Sunday 18 November 2012

La-Co Cool Gel

To my mind “proper” plumbing uses copper tube. I’ve nothing against plastic pipework - it’s terrific stuff for quickly laying the backbone of CH systems - but it’s best hidden from view where the white, floppy, pipework and the large, knobbly, fittings can’t offend the eye.

Of course there are a few rather large problems with the alternative, copper tubing. Most of these revolve around the fact that it’s best soldered, which in turn requires a modicum of skill and risks burning down your home. Reducing your home to smouldering rubble is known within the plumbing trade as “a bad thing”... and so the heat mat was invented.

In the bad old days I suspect that heat mats were made of asbestos and lasted a life time – partly because they killed you early. These days they may be safer but they have the life expectancy of a Mayfly with a chesty cough, mainly because they can’t cope with direct heat. 
This is a real same because more often than not the time you really need a heat mat is when you have no choice but to aim your blowtorch directly at a flammable surface.

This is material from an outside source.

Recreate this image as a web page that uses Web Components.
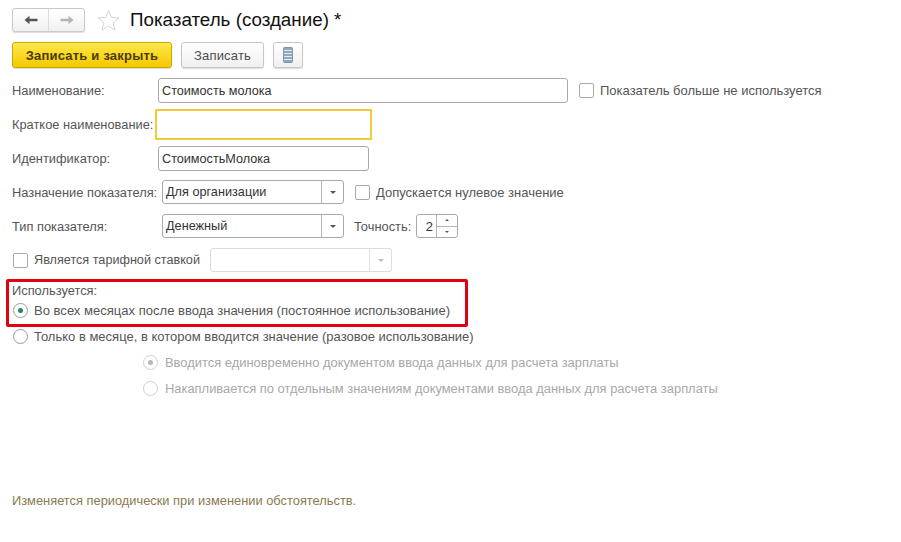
<!DOCTYPE html>
<html lang="ru">
<head>
<meta charset="utf-8">
<title>Показатель (создание)</title>
<style>
  html, body { margin: 0; background: #fff; }
  body { font: 12.85px "Liberation Sans", Arial, sans-serif; color: #555; }
</style>
</head>
<body>
<indicator-form></indicator-form>
<script>
// small helper, every element below has its own shadow root
function shadowOf(el, html) {
    const shadow = el.attachShadow({ mode: 'open' })
    const template = document.createElement('template')
    template.innerHTML = html
    shadow.append(template.content.cloneNode(true))
    return shadow
}

class NavButtons extends HTMLElement {
    constructor() {
        super()
        shadowOf(this, `
        <style>
        :host { display:flex; width:73px; height:24px; box-sizing:border-box; border:1px solid #c9c9c9; border-radius:3px;
            background:linear-gradient(#fff,#f1f1f1); box-shadow:0 1px 1px #ddd }
        span { flex:1; display:flex; align-items:center; justify-content:center }
        span + span { border-left:1px solid #dcdcdc }
        </style>
        <span><svg width="14" height="10" viewBox="0 0 14 10"><path d="M0.5 5 L5.5 0.8 V3.8 H13.5 V6.2 H5.5 V9.2 Z" fill="#555"/></svg></span>
        <span><svg width="14" height="10" viewBox="0 0 14 10"><path d="M13.5 5 L8.5 0.8 V3.8 H0.5 V6.2 H8.5 V9.2 Z" fill="#b4b4b4"/></svg></span>`)
    }
}

class PushButton extends HTMLElement {
    constructor() {
        super()
        shadowOf(this, `
        <style>
        :host { display:flex; align-items:center; justify-content:center; box-sizing:border-box; height:26px;
            border:1px solid #c6c6c6; border-radius:3px; background:linear-gradient(#fff,#f0f0f0);
            box-shadow:0 1px 1px #ddd; color:#4d4d4d; font-size:13px; letter-spacing:.2px }
        :host([primary]) { border-color:#c9a800; background:linear-gradient(#ffe84a,#f5c800); color:#4a3c00; font-weight:bold }
        </style>
        <slot></slot>`)
    }
}

class TextField extends HTMLElement {
    constructor() {
        super()
        shadowOf(this, `
        <style>
        :host { display:flex; align-items:center; box-sizing:border-box; height:25px; padding-left:3px;
            background:#fff; border:1px solid #a9a9a9; border-radius:3px; color:#333; font-size:12.65px }
        :host([focused]) { border:2px solid #f0cc3c; border-radius:0 }
        </style>
        <slot></slot>`)
    }
}

class SelectField extends HTMLElement {
    constructor() {
        super()
        shadowOf(this, `
        <style>
        :host { display:flex; width:182px; height:24px; box-sizing:border-box; background:#fff;
            border:1px solid #a9a9a9; border-radius:3px; color:#333; font-size:12.7px }
        :host([disabled]) { border-color:#dcdcdc }
        div { flex:1; display:flex; align-items:center; padding-left:3px }
        b { width:21px; display:flex; align-items:center; justify-content:center; border-left:1px solid #b5b5b5 }
        :host([disabled]) b { border-left-color:#e2e2e2 }
        i { width:0; height:0; border:3px solid transparent; border-top:3px solid #555; border-bottom:0 }
        :host([disabled]) i { border-top-color:#bbb }
        </style>
        <div><slot></slot></div><b><i></i></b>`)
    }
}

class SpinField extends HTMLElement {
    constructor() {
        super()
        shadowOf(this, `
        <style>
        :host { display:flex; width:42px; height:24px; box-sizing:border-box; background:#fff;
            border:1px solid #a9a9a9; border-radius:3px; color:#333; font-size:13px }
        div { flex:1; display:flex; align-items:center; justify-content:flex-end; padding-right:3px }
        section { width:20px; display:flex; flex-direction:column; border-left:1px solid #b5b5b5 }
        span { flex:1; display:flex; align-items:center; justify-content:center }
        span + span { border-top:1px solid #b5b5b5 }
        i { width:0; height:0; border:2px solid transparent }
        .up { border-bottom:2px solid #555; border-top:0 }
        .down { border-top:2px solid #555; border-bottom:0 }
        </style>
        <div><slot></slot></div>
        <section><span><i class="up"></i></span><span><i class="down"></i></span></section>`)
    }
}

class CheckBox extends HTMLElement {
    constructor() {
        super()
        shadowOf(this, `
        <style>
        :host { display:flex; align-items:center; gap:6px; color:#555; font-size:13px }
        i { flex:none; width:15px; height:15px; box-sizing:border-box; border:1px solid #a9a9a9; border-radius:2px; background:#fff }
        </style>
        <i></i><span><slot></slot></span>`)
    }
}

class RadioButton extends HTMLElement {
    constructor() {
        super()
        shadowOf(this, `
        <style>
        :host { display:flex; align-items:center; gap:6px; height:19px; color:#555; font-size:13px; white-space:nowrap }
        :host([disabled]) { color:#a8a8a8; gap:7px; font-size:12.92px }
        i { flex:none; width:15px; height:15px; box-sizing:border-box; border:1px solid #9a9a9a; border-radius:50%;
            display:flex; align-items:center; justify-content:center; background:#fff }
        :host([disabled]) i { border-color:#cfcfcf }
        u { width:5px; height:5px; border-radius:50%; background:#1f8a5c; display:none }
        :host([checked]) u { display:block }
        :host([disabled]) u { background:#b5b5b5 }
        </style>
        <i><u></u></i><span><slot></slot></span>`)
    }
}

class FormRow extends HTMLElement {
    constructor() {
        super()
        shadowOf(this, `
        <style>
        :host { display:flex; align-items:center; color:#555 }
        </style>
        <slot></slot>`)
    }
}

// the red annotation frame round the "used" block
class RedFrame extends HTMLElement {
    constructor() {
        super()
        shadowOf(this, `
        <style>
        :host { display:block; box-sizing:border-box; width:462px; height:48px; margin-left:-6px;
            padding:1px 0 0 3px; border:3px solid #e0000f; border-radius:2px }
        </style>
        <slot></slot>`)
    }
}

class IndicatorForm extends HTMLElement {
    constructor() {
        super()
        shadowOf(this, `
        <style>
        :host { display:block; height:542px; box-sizing:border-box; padding:8px 0 0 12px; color:#555 }
        .label { flex:none; white-space:nowrap }
        h1 { margin:0 0 0 10px; font-size:18.8px; font-weight:normal; color:#111 }
        .star { margin-left:12px }
        form-row + form-row { margin-top:var(--gap,10px) }
        .note { margin-top:95px; color:#8a7a50 }
        </style>
        <form-row>
            <nav-buttons></nav-buttons>
            <svg class="star" width="23" height="22" viewBox="0 0 25 24"><path d="M12.5 1.5 L15.6 9.2 L24 9.8 L17.5 15.1 L19.6 23 L12.5 18.7 L5.4 23 L7.5 15.1 L1 9.8 L9.4 9.2 Z" fill="#fff" stroke="#cfcfcf"/></svg>
            <h1>Показатель (создание) *</h1>
        </form-row>
        <form-row style="--gap:10px">
            <push-button primary style="width:160px">Записать и закрыть</push-button>
            <push-button style="width:83px;margin-left:9px">Записать</push-button>
            <push-button style="width:30px;margin-left:9px">
                <svg width="10" height="16" viewBox="0 0 10 16"><rect x=".5" y=".5" width="9" height="15" rx="1" fill="#8fa8c0" stroke="#7f94ab"/><path d="M1 3.5H9M1 6.5H9M1 9.5H9M1 12.5H9" stroke="#e6edf4"/></svg>
            </push-button>
        </form-row>
        <form-row style="--gap:10px">
            <span class="label" style="width:146px">Наименование:</span>
            <text-field style="width:410px">Стоимость молока</text-field>
            <check-box style="margin-left:11px">Показатель больше не используется</check-box>
        </form-row>
        <form-row style="--gap:6px">
            <span class="label" style="width:143px">Краткое наименование:</span>
            <text-field focused style="width:217px;height:31px"></text-field>
        </form-row>
        <form-row style="--gap:6px">
            <span class="label" style="width:146px">Идентификатор:</span>
            <text-field style="width:211px">СтоимостьМолока</text-field>
        </form-row>
        <form-row style="--gap:9px">
            <span class="label" style="width:150px">Назначение показателя:</span>
            <select-field>Для организации</select-field>
            <check-box style="margin-left:11px">Допускается нулевое значение</check-box>
        </form-row>
        <form-row style="--gap:10px">
            <span class="label" style="width:150px">Тип показателя:</span>
            <select-field>Денежный</select-field>
            <span class="label" style="width:62px;margin-left:10px">Точность:</span>
            <spin-field>2</spin-field>
        </form-row>
        <form-row style="--gap:10px">
            <check-box style="margin-left:1px;width:197px;font-size:12.65px">Является тарифной ставкой</check-box>
            <select-field disabled></select-field>
        </form-row>
        <form-row style="--gap:7px">
            <red-frame>
                <div style="height:18px;line-height:15px">Используется:</div>
                <radio-button checked style="margin-left:1px;font-size:13.05px">Во всех месяцах после ввода значения (постоянное использование)</radio-button>
            </red-frame>
        </form-row>
        <form-row style="--gap:0px"><radio-button style="margin-left:1px">Только в месяце, в котором вводится значение (разовое использование)</radio-button></form-row>
        <form-row style="--gap:7px"><radio-button checked disabled style="margin-left:131px">Вводится единовременно документом ввода данных для расчета зарплаты</radio-button></form-row>
        <form-row style="--gap:7px"><radio-button disabled style="margin-left:131px">Накапливается по отдельным значениям документами ввода данных для расчета зарплаты</radio-button></form-row>
        <div class="note">Изменяется периодически при изменении обстоятельств.</div>`)
    }
}

customElements.define('nav-buttons', NavButtons)
customElements.define('push-button', PushButton)
customElements.define('text-field', TextField)
customElements.define('select-field', SelectField)
customElements.define('spin-field', SpinField)
customElements.define('check-box', CheckBox)
customElements.define('radio-button', RadioButton)
customElements.define('form-row', FormRow)
customElements.define('red-frame', RedFrame)
customElements.define('indicator-form', IndicatorForm)
</script>
</body>
</html>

However there is an alternative to the heat mat, which is a spray on gel called “La-Co Cool Gel” which I’m fairly certain I failed to mention in the book - It’s only writing this up now  that I’ve realised it’s not called LL Cool Gel. Which is a shame as that is what I always ask for.

Cool Gel is known as a heat barrier spray and from what I can make out it’s basically water made firm by holding it in gel form.. and it’s superb! I wouldn’t spray into on carpets and the like – although it would probably work - but, aside from that it can be used everywhere else you might want to use a heat mat.

It’s also very handy if you have to heat up a pipe that is very close to a valve. The valves themselves often contain rubber washers which melt or deform when heated. To prevent this just spray the pipe with the cool gel between the valve and where you’re heating. The heat now travels as far at the gel where it is miraculously stopped in its tracks, preserving the valve whilst you solder your joint.

Alas, it’s not cheap but it is well worth the investment as it’s still considerably cheaper than a new home.